El poeta carga consigo, muy a a su pesar, el agravio mayor de una incomprensión universal que lo condena a una soledad angustiante. Sus grandes pasiones masculinas –el chulo vividor con pretensiones intelectuales Serafín Fernández Ferro, en España, o el muy platónico físico-culturista bisexual Salvador Alighieri, en México–, le inspiraron espléndidos poemas y frustraciones prematuramente crepusculares, como lo revela el propio poeta al escribir escarmentado: “Como tarde o temprano debemos pagar un precio por todo, ha llegado para mí la hora del pago, y es amarga en extremo. Cuando se es joven sólo se siente el fin del amor, pero yo ahora, aunque con alegría grande veo que mis arrebatos actuales no quedan atrás de los de mi juventud, veo no sólo el fin del amor, sino el fin del tiempo que la vida nos concede para el amor”.

La serenidad recobrada
Ese escepticismo radical le sienta bien al esteta sin ilusiones que de contrariedades sin fin alimenta su poesía. Sus amigos lo recuerdan como un ermitaño errante, instalado en una austeridad monástica, con pocos libros en su cuarto, una cama modesta y una pequeña mesa para escribir. Cernuda acepta resignado las inclemencias de trabajos a menudo mal remunerados en universidades extranjeras. Habla lo mismo de Góngora que de Becquer o de Baudelaire y de Nerval.

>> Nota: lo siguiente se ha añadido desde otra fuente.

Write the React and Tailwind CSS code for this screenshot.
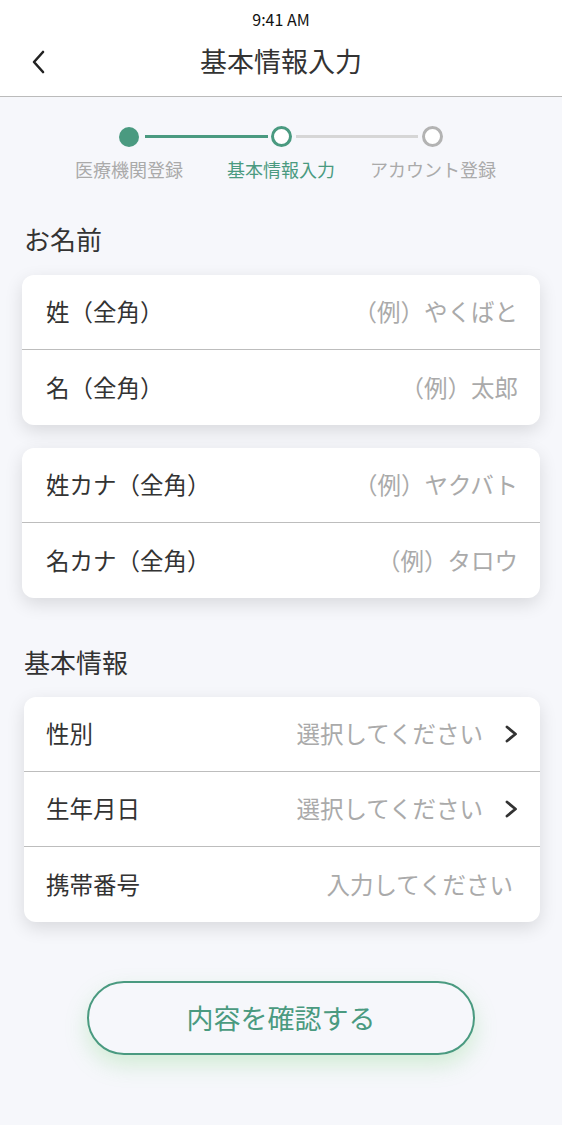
import React from 'react';

const GREEN = '#4a9a80';

const Chevron = () => (
  <svg width="14" height="20" viewBox="0 0 14 20" fill="none" className="ml-[21px]">
    <path d="M3 3l8.5 7-8.5 7" stroke="#333" strokeWidth="2.8" strokeLinecap="round" strokeLinejoin="round" />
  </svg>
);

const Row = ({ label, placeholder, arrow, last, pad, inset }) => (
  <div className={`h-[75px] flex items-center ${pad} pr-[22px] ${last ? '' : 'border-b border-[#bdbdbd]'}`}>
    <span className="text-[23.5px] text-[#333]">{label}</span>
    <span className={`ml-auto text-[23.5px] text-[#aaaaaa] ${inset ? 'mr-[5px]' : ''}`}>{placeholder}</span>
    {arrow && <Chevron />}
  </div>
);

const Card = ({ rows, className = '', pad = 'pl-[24px]' }) => (
  <div className={`bg-white rounded-[12px] shadow-[0_6px_18px_rgba(0,0,0,0.12)] overflow-hidden ${className}`}>
    {rows.map((r, i) => (
      <Row key={r.label} {...r} pad={pad} last={i === rows.length - 1} />
    ))}
  </div>
);

export default function App() {
  return (
    <div
      className="min-h-[1125px] bg-[#f6f7fb]"
      style={{ fontFamily: '"Noto Sans CJK JP", "Noto Sans", sans-serif' }}
    >
      <div className="bg-white border-b border-[#bbbbbb]">
        <div className="h-[36px] flex items-center justify-center text-[16px] text-[#111] pt-[1px]">9:41 AM</div>
        <div className="h-[60px] relative flex items-center justify-center">
          <svg width="16" height="26" viewBox="0 0 16 26" fill="none" className="absolute left-[31px] top-[13px]">
            <path d="M12 3L3 13l9 10" stroke="#222" strokeWidth="2.6" strokeLinecap="round" strokeLinejoin="round" />
          </svg>
          <span className="text-[27px] text-[#333] -mt-[10px]">基本情報入力</span>
        </div>
      </div>

      <div className="pt-[29px]">
        <div className="mx-auto w-[324px] flex items-center">
          <div className="w-[20px] h-[20px] rounded-full" style={{ backgroundColor: GREEN }} />
          <div className="flex-1 h-[3px] ml-[6px] mr-[3px]" style={{ backgroundColor: GREEN }} />
          <div className="w-[21px] h-[21px] rounded-full border-[3px] bg-white" style={{ borderColor: GREEN }} />
          <div className="flex-1 h-[3px] mx-[4px] bg-[#d6d6d6]" />
          <div className="w-[21px] h-[21px] rounded-full border-[3px] border-[#b3b3b3] bg-white" />
        </div>
        <div className="mx-auto w-[456px] grid grid-cols-3 mt-[9px] text-[18px] text-center">
          <span className="text-[#aaaaaa]">医療機関登録</span>
          <span style={{ color: GREEN }}>基本情報入力</span>
          <span className="text-[#aaaaaa]">アカウント登録</span>
        </div>
      </div>

      <div className="px-[22px]">
        <h2 className="mt-[38px] ml-[2px] text-[26px] text-[#333] leading-[36px]">お名前</h2>
        <Card
          className="mt-[18px]"
          rows={[
            { label: '姓（全角）', placeholder: '（例）やくばと' },
            { label: '名（全角）', placeholder: '（例）太郎' },
          ]}
        />
        <Card
          className="mt-[23px]"
          rows={[
            { label: '姓カナ（全角）', placeholder: '（例）ヤクバト' },
            { label: '名カナ（全角）', placeholder: '（例）タロウ' },
          ]}
        />
        <h2 className="mt-[46px] ml-[2px] text-[26px] text-[#333] leading-[36px]">基本情報</h2>
        <Card
          className="mt-[17px] ml-[2px]"
          pad="pl-[22px]"
          rows={[
            { label: '性別', placeholder: '選択してください', arrow: true },
            { label: '生年月日', placeholder: '選択してください', arrow: true },
            { label: '携帯番号', placeholder: '入力してください', inset: true },
          ]}
        />
      </div>

      <div className="flex justify-center mt-[59px] pb-[70px]">
        <button
          className="w-[388px] h-[74px] rounded-full border-2 bg-[#f6f7fb] text-[27px] shadow-[0_10px_22px_rgba(120,210,120,0.28)]"
          style={{ borderColor: GREEN, color: GREEN }}
        >
          内容を確認する
        </button>
      </div>
    </div>
  );
}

Le apasiona el poeta Hölderlin, pero guarda para sí, celosamente, el beneficio de sus lecturas. Luego de diez largos años de exilio en Inglaterra, llega a una Norteamérica tan dinámica como primitiva en sus maneras, para instalarse luego, ya plácidamente, en un México al que idealiza a primera vista, reflejo de esa Andalucía suya tan aborrecida como adorada en el recuerdo, y en el que muere muy cerca ya de amigos y de parientes virtuales a los que finalmente adora.